A compressor integral with a Stirling engine having a pressure space comprises a housing, a partition wall provided in the housing, a first pressure chamber defined in the housing at one side of the partition wall and connected with the pressure space of the Stirling engine, and a second pressure chamber defined in the housing at the other side of the partition wall and connected with the first pressure chamber via an orifice. A rod passes through the partition wall and has a first end and a second end located in the first pressure chamber and the second pressure chamber, respectively. A third pressure chamber is defined by a first plate which is connected to the first end of the rod and a first bellows located between the first plate and the partition wall. A fourth pressure chamber is defined by a first plate which is connected to the second end of the rod and a second bellows located between the second plate and the partition wall. First and second passages are formed in the partition plate, and an intake valve device is provided for establishing fluid communication between the first passage and either the fourth pressure chamber or the third pressure chamber whichever is under expansion. A discharge valve device is also provided for establishing fluid communication between the second passage and either the fourth pressure chamber or the third pressure chamber whichever is under compression.

Description

BACKGROUND OF THE INVENTION
1. Field of the Invention
The present invention relates to a compressor which is integral with a Stirling engine.
2. Description of the Prior Art
One of compressors of the kind is disclosed, for example, in the U.S. Pat. No. 5,088,284 granted to Momose et. al. The conventional compressor includes a first pressure chamber communicating with a compression space of a Stirling engine, a second pressure chamber connected with a heat pump circuit via valves, a first buffer chamber communicating with the compression space of the Stirling engine via a first orifice, and a second buffer chamber connected with the second pressure chamber via a second orifice. The first pressure chamber is separated from the second pressure chamber by a first diaphragm. The first buffer chamber is separated from the second buffer chamber by a second diaphragm. The two diaphragms are connected together by a rod such that they move together in the axial direction. In the foregoing structure, the compressor acts as a compressor means for the heat pump circuit.
In order to ensure a stable operation of the compressor, the second buffer chamber is an essential element. However, on the other hand, the second buffer chamber is regarded as a dead capacity or an invalid capacity, which leads to less efficiency of the compressor.
SUMMARY OF THE INVENTION
It is, therefore, an object of the present invention to provide a compressor which is integral with a Stirling engine without the foregoing drawbacks.
It is another object of the present invention to provide a Stirling engine which is of more efficiency in comparison with the conventional one.

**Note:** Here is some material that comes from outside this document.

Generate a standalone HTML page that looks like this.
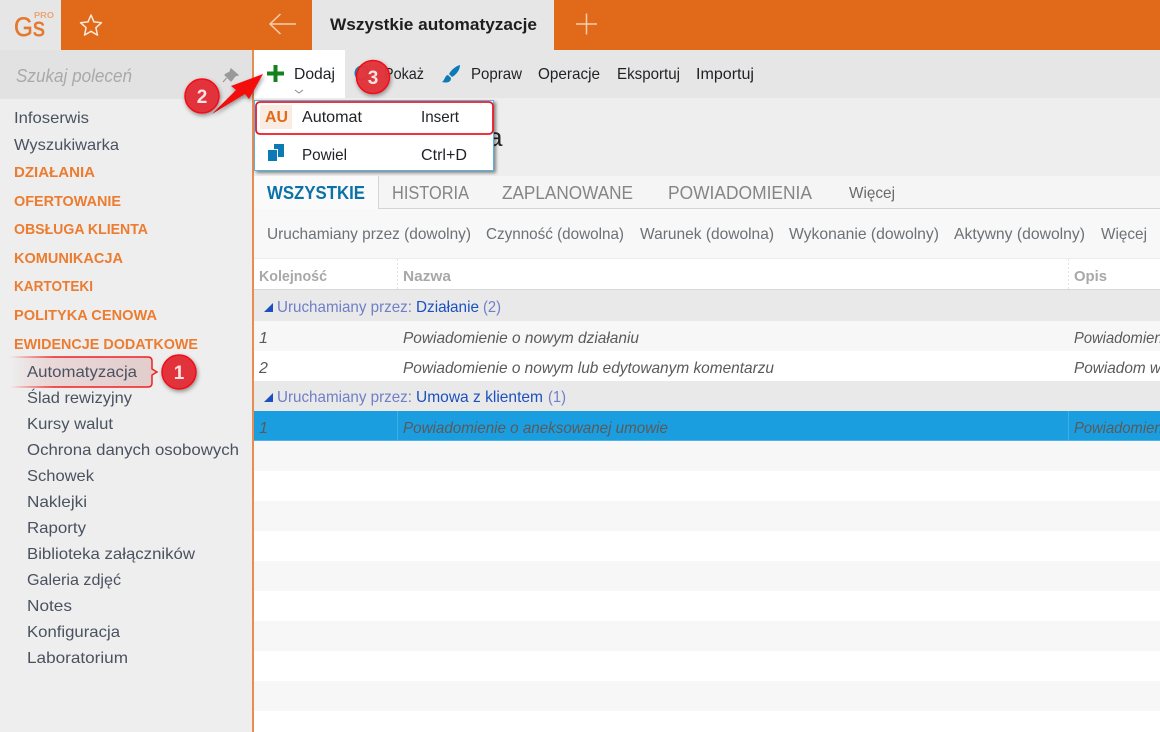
<!DOCTYPE html>
<html><head><meta charset="utf-8"><style>
html,body{margin:0;padding:0;width:1160px;height:732px;overflow:hidden;background:#fff}
svg{display:block}
text{font-family:"Liberation Sans",sans-serif;font-size:16px}
.s{fill:#4a5260}
.h{fill:#ec7c30;font-weight:bold;font-size:15px}
.t{fill:#1f2125}
.f{fill:#6c7176}
.c{fill:#a8a8a8;font-weight:bold;font-size:15px}
.i{fill:#5a5a5a;font-style:italic}
.g{fill:#6f7fc8}
.b{fill:#1b50c0}
.tab{fill:#858585;font-size:18px}
</style></head><body>
<svg width="1160" height="732" viewBox="0 0 1160 732" xmlns="http://www.w3.org/2000/svg">
<defs>
<filter id="sh" x="-30%" y="-30%" width="160%" height="160%"><feDropShadow dx="1" dy="2" stdDeviation="2" flood-color="#000" flood-opacity=".4"/></filter>
<filter id="sh2" x="-10%" y="-20%" width="120%" height="150%"><feDropShadow dx="2" dy="2" stdDeviation="1.5" flood-color="#000" flood-opacity=".45"/></filter>
<linearGradient id="fade" x1="0" x2="1" y1="0" y2="0"><stop offset="0" stop-color="#e8d4d4" stop-opacity="0"/><stop offset=".25" stop-color="#ead8d8"/><stop offset="1" stop-color="#e2cccc"/></linearGradient>
<linearGradient id="fl" x1="0" x2="1" y1="0" y2="0"><stop offset="0" stop-color="#f00" stop-opacity="0"/><stop offset=".3" stop-color="#f02020"/></linearGradient>
</defs>

<!-- top bar -->
<rect width="1160" height="50" fill="#e0691a"/>
<rect width="61" height="50" fill="#e6e6e6"/>
<text x="14" y="36" style="font-size:27px;fill:#e4792f;stroke:#e4792f;stroke-width:.5" textLength="31" lengthAdjust="spacingAndGlyphs">Gs</text>
<text x="34" y="18" style="font-size:8px;font-weight:bold;fill:#e9a574" textLength="20" lengthAdjust="spacingAndGlyphs">PRO</text>
<path d="M91 15l3 6.900 7.500.8-5.600 5 1.600 7.400-6.500-3.800-6.500 3.800 1.600-7.400-5.600-5 7.500-.8z" fill="none" stroke="#fbeade" stroke-width="1.500" stroke-linejoin="round"/>
<path d="M296 24H270M280.500 14L270 24l10.500 10" fill="none" stroke="#f6cfb0" stroke-width="1.500"/>
<rect x="312" y="0" width="242" height="50" fill="#e6e6e6"/>
<text x="330" y="30" style="font-size:17px;font-weight:bold;fill:#1e1e1e" textLength="207" lengthAdjust="spacingAndGlyphs">Wszystkie automatyzacje</text>
<path d="M586.500 13.500v21M576 24h21" stroke="#f6cfb0" stroke-width="1.500" fill="none"/>

<!-- sidebar -->
<rect x="0" y="50" width="252" height="682" fill="#eeeeee"/>
<rect x="0" y="50" width="252" height="49" fill="#e2e2e2"/>
<text x="16" y="82" style="font-size:18px;font-style:italic;fill:#a9a9a9" textLength="116" lengthAdjust="spacingAndGlyphs">Szukaj poleceń</text>
<path d="M231 69l7 6-3 1-3 4-1 1-6-6 1-1 4-2zM226.500 78l-3.500 4" fill="#999" stroke="#999" stroke-width="1.200"/>
<rect x="252" y="50" width="2" height="682" fill="#e58d52"/>

<g>
<text class="s" x="14" y="123" textLength="75" lengthAdjust="spacingAndGlyphs">Infoserwis</text>
<text class="s" x="14" y="150" textLength="105" lengthAdjust="spacingAndGlyphs">Wyszukiwarka</text>
<text class="h" x="14" y="177" textLength="81" lengthAdjust="spacingAndGlyphs">DZIAŁANIA</text>
<text class="h" x="14" y="206" textLength="107" lengthAdjust="spacingAndGlyphs">OFERTOWANIE</text>
<text class="h" x="14" y="234" textLength="134" lengthAdjust="spacingAndGlyphs">OBSŁUGA KLIENTA</text>
<text class="h" x="14" y="263" textLength="109" lengthAdjust="spacingAndGlyphs">KOMUNIKACJA</text>
<text class="h" x="14" y="291" textLength="79" lengthAdjust="spacingAndGlyphs">KARTOTEKI</text>
<text class="h" x="14" y="320" textLength="143" lengthAdjust="spacingAndGlyphs">POLITYKA CENOWA</text>
<text class="h" x="14" y="349" textLength="184" lengthAdjust="spacingAndGlyphs">EWIDENCJE DODATKOWE</text>
</g>

<!-- Callout 1 -->
<path d="M10 357H148q4 0 4 4v8l5 3-5 3v8q0 4-4 4H10z" fill="url(#fade)"/>
<path d="M10 357H148q4 0 4 4v8l5 3-5 3v8q0 4-4 4H10" fill="none" stroke="url(#fl)" stroke-width="1.500"/>

<g>
<text class="s" x="27" y="377" textLength="110" lengthAdjust="spacingAndGlyphs">Automatyzacja</text>
<text class="s" x="27" y="403" textLength="105" lengthAdjust="spacingAndGlyphs">Ślad rewizyjny</text>
<text class="s" x="27" y="429" textLength="86" lengthAdjust="spacingAndGlyphs">Kursy walut</text>
<text class="s" x="27" y="455" textLength="212" lengthAdjust="spacingAndGlyphs">Ochrona danych osobowych</text>
<text class="s" x="27" y="481" textLength="67" lengthAdjust="spacingAndGlyphs">Schowek</text>
<text class="s" x="27" y="507" textLength="60" lengthAdjust="spacingAndGlyphs">Naklejki</text>
<text class="s" x="27" y="533" textLength="59" lengthAdjust="spacingAndGlyphs">Raporty</text>
<text class="s" x="27" y="559" textLength="168" lengthAdjust="spacingAndGlyphs">Biblioteka załączników</text>
<text class="s" x="27" y="585" textLength="94" lengthAdjust="spacingAndGlyphs">Galeria zdjęć</text>
<text class="s" x="27" y="611" textLength="45" lengthAdjust="spacingAndGlyphs">Notes</text>
<text class="s" x="27" y="637" textLength="93" lengthAdjust="spacingAndGlyphs">Konfiguracja</text>
<text class="s" x="27" y="663" textLength="101" lengthAdjust="spacingAndGlyphs">Laboratorium</text>
</g>

<!-- toolbar -->
<rect x="254" y="50" width="906" height="48" fill="#e6e6e6"/>
<rect x="254" y="50" width="91" height="50" fill="#fff"/>
<path d="M275.500 65v17M267 73.500h17" stroke="#14801e" stroke-width="4" fill="none"/>
<text class="t" x="294" y="79" textLength="41" lengthAdjust="spacingAndGlyphs">Dodaj</text>
<path d="M295 90l4 3 4-3" fill="none" stroke="#888" stroke-width="1"/>
<circle cx="362" cy="73" r="6.500" fill="none" stroke="#1a7fb5" stroke-width="2"/>
<text class="t" x="384" y="79" textLength="40" lengthAdjust="spacingAndGlyphs">Pokaż</text>
<path d="M460 65c-4 1-9 5-11 9l3 3c4-2 8-7 8-12zM448 75c-3 0-3 5-6 7 4 1 9 1 9-4z" fill="#0c7ab5"/>
<text class="t" x="471" y="79" textLength="51" lengthAdjust="spacingAndGlyphs">Popraw</text>
<text class="t" x="538" y="79" textLength="62" lengthAdjust="spacingAndGlyphs">Operacje</text>
<text class="t" x="617" y="79" textLength="63" lengthAdjust="spacingAndGlyphs">Eksportuj</text>
<text class="t" x="696" y="79" textLength="58" lengthAdjust="spacingAndGlyphs">Importuj</text>

<!-- header zone -->
<rect x="254" y="98" width="906" height="78" fill="#eeeeee"/>
<text x="488" y="146" style="font-size:26px;fill:#222">a</text>

<!-- tabs -->
<rect x="254" y="176" width="906" height="33" fill="#f5f5f5"/>
<rect x="254" y="208" width="906" height="1" fill="#d4d4d4"/>
<rect x="254" y="176" width="124" height="33" fill="#fafafa"/>
<rect x="378" y="176" width="1" height="33" fill="#d4d4d4"/>
<text x="267" y="199" style="font-size:18px;font-weight:bold;fill:#0b72a8" textLength="98" lengthAdjust="spacingAndGlyphs">WSZYSTKIE</text>
<text class="tab" x="392" y="199" textLength="77" lengthAdjust="spacingAndGlyphs">HISTORIA</text>
<text class="tab" x="502" y="199" textLength="131" lengthAdjust="spacingAndGlyphs">ZAPLANOWANE</text>
<text class="tab" x="668" y="199" textLength="144" lengthAdjust="spacingAndGlyphs">POWIADOMIENIA</text>
<text x="849" y="198" style="fill:#6a6a6a" textLength="46" lengthAdjust="spacingAndGlyphs">Więcej</text>

<!-- filters -->
<rect x="254" y="209" width="906" height="49" fill="#f8f8f8"/>
<text class="f" x="267" y="239" textLength="204" lengthAdjust="spacingAndGlyphs">Uruchamiany przez (dowolny)</text>
<text class="f" x="486" y="239" textLength="138" lengthAdjust="spacingAndGlyphs">Czynność (dowolna)</text>
<text class="f" x="640" y="239" textLength="134" lengthAdjust="spacingAndGlyphs">Warunek (dowolna)</text>
<text class="f" x="789" y="239" textLength="150" lengthAdjust="spacingAndGlyphs">Wykonanie (dowolny)</text>
<text class="f" x="954" y="239" textLength="131" lengthAdjust="spacingAndGlyphs">Aktywny (dowolny)</text>
<text class="f" x="1101" y="239" textLength="46" lengthAdjust="spacingAndGlyphs">Więcej</text>

<!-- grid header -->
<rect x="254" y="258" width="906" height="1" fill="#ececec"/>
<rect x="254" y="259" width="906" height="30" fill="#fff"/>
<rect x="254" y="289" width="906" height="1" fill="#d8d8d8"/>
<path d="M397.500 259v31M1068.500 259v31" stroke="#e2e2e2" stroke-dasharray="2 2"/>
<text class="c" x="259" y="281" textLength="68" lengthAdjust="spacingAndGlyphs">Kolejność</text>
<text class="c" x="403" y="281" textLength="48" lengthAdjust="spacingAndGlyphs">Nazwa</text>
<text class="c" x="1074" y="281" textLength="33" lengthAdjust="spacingAndGlyphs">Opis</text>

<!-- rows -->
<rect x="254" y="290" width="906" height="31" fill="#e9e9e9"/>
<path d="M264 312l9-9v9z" fill="#1c50c0"/>
<text class="g" x="277" y="312" textLength="135" lengthAdjust="spacingAndGlyphs">Uruchamiany przez:</text>
<text class="b" x="416" y="312" textLength="63" lengthAdjust="spacingAndGlyphs">Działanie</text>
<text class="g" x="483" y="312" textLength="18" lengthAdjust="spacingAndGlyphs">(2)</text>

<rect x="254" y="321" width="906" height="30" fill="#f7f7f7"/>
<text class="i" x="259" y="343">1</text>
<text class="i" x="403" y="343" textLength="236" lengthAdjust="spacingAndGlyphs">Powiadomienie o nowym działaniu</text>
<text class="i" x="1074" y="343" textLength="100" lengthAdjust="spacingAndGlyphs">Powiadomienie</text>

<rect x="254" y="351" width="906" height="30" fill="#fff"/>
<text class="i" x="259" y="373">2</text>
<text class="i" x="403" y="373" textLength="371" lengthAdjust="spacingAndGlyphs">Powiadomienie o nowym lub edytowanym komentarzu</text>
<text class="i" x="1074" y="373" textLength="87" lengthAdjust="spacingAndGlyphs">Powiadom w</text>

<rect x="254" y="381" width="906" height="30" fill="#e9e9e9"/>
<path d="M264 402l9-9v9z" fill="#1c50c0"/>
<text class="g" x="277" y="402" textLength="135" lengthAdjust="spacingAndGlyphs">Uruchamiany przez:</text>
<text class="b" x="416" y="402" textLength="127" lengthAdjust="spacingAndGlyphs">Umowa z klientem</text>
<text class="g" x="548" y="402" textLength="18" lengthAdjust="spacingAndGlyphs">(1)</text>

<rect x="254" y="411" width="906" height="30" fill="#1b9ee0"/>
<path d="M397.500 411v30M1068.500 411v30" stroke="#42ace6"/>
<rect x="254" y="440" width="906" height="1" fill="#4db2e8"/>
<text class="i" x="259" y="433">1</text>
<text class="i" x="403" y="433" textLength="265" lengthAdjust="spacingAndGlyphs">Powiadomienie o aneksowanej umowie</text>
<text class="i" x="1074" y="433" textLength="100" lengthAdjust="spacingAndGlyphs">Powiadomienie</text>

<rect x="254" y="441" width="906" height="30" fill="#f7f7f7"/>
<rect x="254" y="501" width="906" height="30" fill="#f7f7f7"/>
<rect x="254" y="561" width="906" height="30" fill="#f7f7f7"/>
<rect x="254" y="621" width="906" height="30" fill="#f7f7f7"/>
<rect x="254" y="681" width="906" height="30" fill="#f7f7f7"/>

<!-- dropdown -->
<rect x="254.500" y="100.500" width="239" height="70" fill="#fff" stroke="#55b3e2" filter="url(#sh2)"/>
<rect x="260" y="105" width="32" height="24" fill="#f9ece2"/>
<text x="265" y="122" style="font-size:16px;font-weight:bold;fill:#e0691a" textLength="23" lengthAdjust="spacingAndGlyphs">AU</text>
<text class="t" x="302" y="122" textLength="60" lengthAdjust="spacingAndGlyphs">Automat</text>
<text class="t" x="421" y="122" textLength="38" lengthAdjust="spacingAndGlyphs">Insert</text>
<rect x="256" y="102" width="237" height="32" rx="4" fill="none" stroke="#f01622" stroke-width="1.800"/>
<rect x="274" y="144" width="10" height="13" fill="#0c7ab5"/>
<rect x="267" y="149" width="11" height="13" fill="#fff"/>
<rect x="268" y="150" width="9" height="11" fill="#0c7ab5"/>
<text class="t" x="302" y="160" textLength="45" lengthAdjust="spacingAndGlyphs">Powiel</text>
<text class="t" x="421" y="160" textLength="46" lengthAdjust="spacingAndGlyphs">Ctrl+D</text>

<!-- arrow 2 -->
<path d="M212 114L236 90l-5-4 32-12-14 25-4-5z" fill="#f40a10" filter="url(#sh)"/>

<!-- badges -->
<g filter="url(#sh)">
<circle cx="179" cy="372" r="17" fill="#e2313a" stroke="#f01018" stroke-width="1.500"/>
<circle cx="202" cy="96" r="17" fill="#e2313a" stroke="#f01018" stroke-width="1.500"/>
<circle cx="373" cy="77" r="16.500" fill="#e2313a" fill-opacity=".95" stroke="#f01018" stroke-width="1.500"/>
</g>
<text x="179" y="379" text-anchor="middle" style="font-size:19px;font-weight:bold;fill:#fbe4e4">1</text>
<text x="202" y="103" text-anchor="middle" style="font-size:19px;font-weight:bold;fill:#fbe4e4">2</text>
<text x="373" y="84" text-anchor="middle" style="font-size:19px;font-weight:bold;fill:#fbe4e4">3</text>
</svg>
</body></html>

In order to achieve these objects, there is provided a compressor integral with a Stirling engine having a pressure space which comprises a housing, a partition wall provided in the housing, a first pressure chamber defined in the housing at one side of the partition wall and connected with the pressure space of the Stirling engine, a second pressure chamber defined in the housing at the other side of the partition wall and connected with the first pressure chamber via an orifice, a rod passing through the partition wall and having a first end and a second end located in the first pressure chamber and the second pressure chamber, respectively, a third pressure chamber defined by a first plate connected to the first end of the rod and a first bellows between tile first plate and the partition wall, a fourth pressure chamber defined by a first plate connected to the second end of the rod and a second bellows between the second plate and the partition wall, a first passage formed in the partition plate, a second passage formed in the partition plate, an intake valve device for establishing fluid communication between the first passage and either the fourth pressure chamber or the third pressure chamber whichever is under the expansion, and a discharge valve device for establishing fluid communication between the second passage and either the fourth pressure chamber or the third pressure chamber whichever is under the compression.
BRIEF DESCRIPTION OF THE DRAWINGS
Additional objects and advantages of the present invention will become more apparent from the following detailed description of preferred embodiments thereof when considered with reference to the attached drawings, in which:
FIG. 1 is a cross-sectional view of a compressor integral with a Stirling engine in accordance with the present invention; and
FIG. 2 is an enlarged cross-sectional view of a main portion of the device shown in FIG. 1.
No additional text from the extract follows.